If your output is non zero after the error reaches zero, your integrator (the I term in PID) has been turned on and the gain is greater than zero.

Imagine that you are wanting to drive your car and get up to a final speed of 50 (A commanded value of 50 and a feedback value of 50). Starting out at zero you are not applying any accelerator pedal at all. As you decide to increase in speed (command > zero) your foot changes position and applies force to the accelerator pedal. You continue this process increasing the command to 50. Observing the feedback, you proceed to apply more and more force to the accelerator pedal until you observe that your final speed is 50.

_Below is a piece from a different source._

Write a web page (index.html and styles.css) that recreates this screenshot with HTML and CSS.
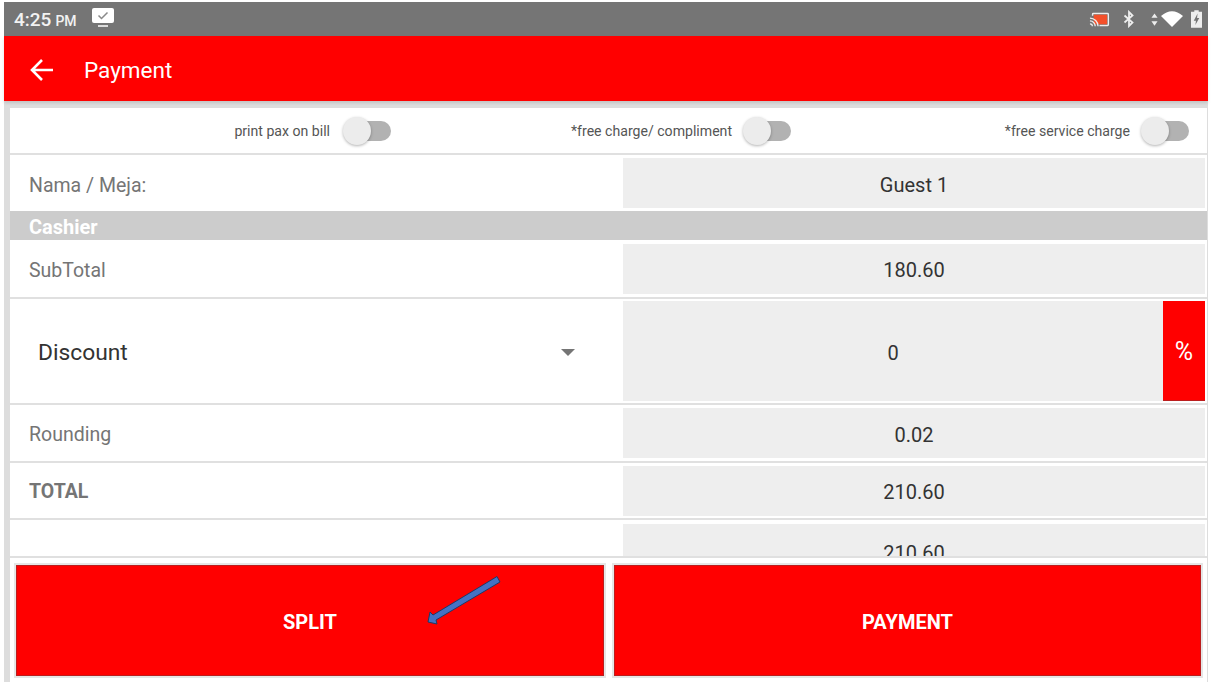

At this point your error is zero and yet your output (force on the accelerator pedal) is greater than zero.

This is because of the integrator action within the controller.

By Peter Nachtwey on 24 August, 2015 - 7:00 pm

There are non-integrating and integrating systems. Temperature and velocity control are non-integrating systems. To make these systems change from steady state, ambient temperature or 0 speed, a control output must be applied even when the error is 0.

Position and tank level control systems are integrating systems. Once the set point or command position is reached the error is 0 so no output is required to hold position or tank level unless there is a disturbance.

Suppose I need to control flow in a line ....

When the valve is around 60 percent open the error becomes zero.
However even after that output is held at 60 percent to keep the error zero.

IntegrAl gain should decrease because the steady state error is zero.
But output remains at 60 percent.

How does that happen?

The output is not zero because of Integral action. Here two important aspects you have to understand.

With only Proportional controller - A fixed output is always added with the overall output i.e, Output = Kp(error)+ Po

With PID controller the same is achieved because of Integral action

integral = integral + error*dt ( Here dt is Integral time)
output = Kp*error + Ki*integral + Kd*derivative

from the above equation it is very clear, the value of Integral term is not zero, even error is zero, so the last output value (instance where error became zero) is held constant.

1 out of 1 members thought this post was helpful...

Reply:
1. Let us try to explain the question without going into mathematics/integration.

2. Let us take day to day example:
Take the case of a bank account.
It is not uncommon to get an interest rate of 5% for deposit in an Indian Bank

3. Assume that you make a deposit of Rs. 1000 in a bank which pays 5% interest.

4. After 1-year, what is the interest earned? Interest earned is (5/100)*1000 = Rs.50

5. Now withdraw the deposit of Rs.1000

6. The bank balance will be the interest earned that is Rs.50

7. Same thing happens in an integral controller.

8. Deposit a 'voltage' for some time and then withdraw the deposit and make it zero.

9. The 'interest' earned will be the balance that is available in the integrator 'bank account'

10. Unlike bank account, in integral controller, voltage/current will be the input, duration will not be in 'year' but in milliseconds or even microseconds.

11. In a control system with integral controller, error acts as 'deposit' and is fed into integral controller.

12. If error stays for a few millisecond / microsecond and becomes zero, the integral controller produced 'interest' is still at output and that drives the plant.

This is a crude explanation of integral controller. It is to be noted that you need error (deposit) for sometime and at 'steady-state' error can be zero and integral controller can produce output with zero input.

In PID control, the integrator is the reason holding the last accumulated value. integrator is to be thought as simple accumulator. The error is multiplied by time (dt) and summed up. when there is not error, the sum is reaming at last value.

new value= previous value+ new error accumulation

If new error accumulation is zero, new value= previous value.

Error is based in the difference of a measured variable and a desired setpoint.

The controller output is adjusted to hold the final control element to maintain zero or near zero error.

I like BDThompson's explanation the best, equating it to a car accelerator pedal.

The controller output is seldom zero, it's what it needs to be to maintain the status quo.